SELECT customer_id, total_amount
FROM (
  SELECT customer_id, SUM(amount) AS total_amount, min(created_at)
--                                                 ^^^^^^^^^^^^^^^ unused
  FROM orders
  GROUP BY customer_id
) AS customer_totals
WHERE total_amount > 1000;

Rule: implicit column name in references

create table u(
  id int primary key
);
create table t(
  u_id int references u
--                    ^quickfix
);

-- becomes

create table t(
  u_id int references u(id)
);

and vice versa

Rule: aggregate free having condition

select a from t group by a having a > 10;
--                                ^^^^^^

-- quick fix to:
select a from t where a > 10 group by a;

Rule: conflicting function and aggregate definitions

create function foo(int) returns int as $$
  select $1 * 2;
$$ language sql;

create aggregate foo(int) (
  sfunc = int4pl,
  stype = int,
  initcond = '0'
);
-- Query 1 ERROR at Line 1: : ERROR:  function "foo" already exists with same argument types

Rule: order direction is redundent

select * from t order by a asc;
--                         ^^^ order direction is redundent. asc is the default.

-- quick fix to:
select * from t order by a;

Rule: sum(boolean) to case stmt

with t(x) as (select 1, 2, 3)
select sum(x > 1) from t;
Query 1 ERROR at Line 2: : ERROR:  function sum(boolean) does not exist
LINE 2: select sum(x  > 1) from t;
               ^
HINT:  No function matches the given name and argument types.
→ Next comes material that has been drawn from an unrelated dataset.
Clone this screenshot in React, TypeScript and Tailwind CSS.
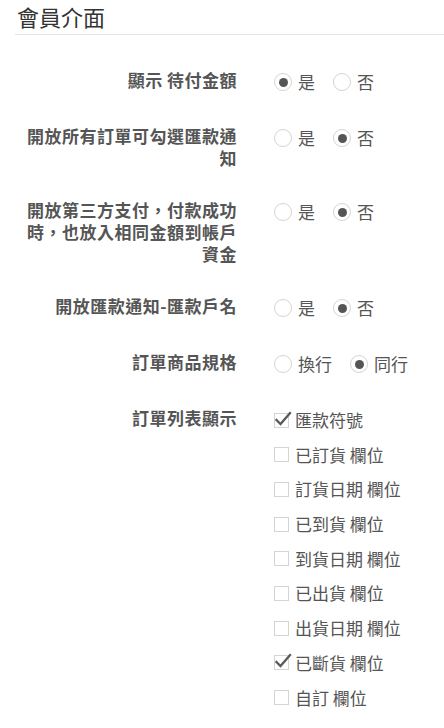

You might need to add explicit type casts.

should instead offer an autofix to change it to a case statement:

with t(x) as (select 1, 2, 3)
select sum(case when x > 1 then 1 else 0 end) from t;

rel: https://duckdb.org/2025/03/06/gems-of-duckdb-1-2.html

Rule: missing column in group by

suggest using an aggregate or grouping by

Rule: field does not exist

Rule: table does not exist

Rule: ambiguous column name

Provide options to select from in quick fix

create table t (t_id int, name text, created timestampz);
create table u (u_id int, t_id int, created timestampz);

select name, created from u join t using (t_id);
--           ^^^^^^^ error: ambiguous column name `created`, prefix with either `t` or `u`
--                   action: Prefix with...
--                            Prefix with `t`
--                            Prefix with `u`

-- gives

select name, u.created from u join t using (t_id);

Rule: invalid literal

Check for invalid literals

select '{"foo": 1,}'::json;
--               ^ invalid json, unexpected trailing comma
create type foo as (
  a int8,
  b int8
);
select foo '(1)';
--            ^ malformed record literal, missing column b
select '[1,,2)'::numrange;
--         ^ malformed range literal, extra comma

create table reservation (room int, during tsrange);
insert into reservation values
    (1108, '[2010-01-01 14:30,, 2010-01-01 15:30)');
--                            ^ malformed range literal, extra comma

Rule: column label is the same as an existing column

create table t (
    a int,
    b int,
    c int
);

select a, b c from t;
--          ^warn: column label takes the same name as a table column

Rule: exists to count equal 0

select u.* from users u
where 0 = (select count(*) from addresses a where a.user_id = u.id);
--    ^^^warn: NOT EXISTS instead of comparing against zero

-- instead:

select u.* from users u
where NOT EXISTS (select from addresses a where a.user_id = u.id);

via: https://www.depesz.com/2024/12/01/sql-best-practices-dont-compare-count-with-0/

Rule: unnamed columns in view

via: https://www.postgresql.org/docs/17/sql-createview.html

CREATE VIEW vista AS SELECT 'Hello World';

is bad form because the column name defaults to ?column?; also, the column data type defaults to text, which might not be what you wanted. Better style for a string literal in a view's result is something like:

CREATE VIEW vista AS SELECT text 'Hello World' AS hello;

Rule: drop role to drop group

DROP GROUP is now an alias for DROP ROLE.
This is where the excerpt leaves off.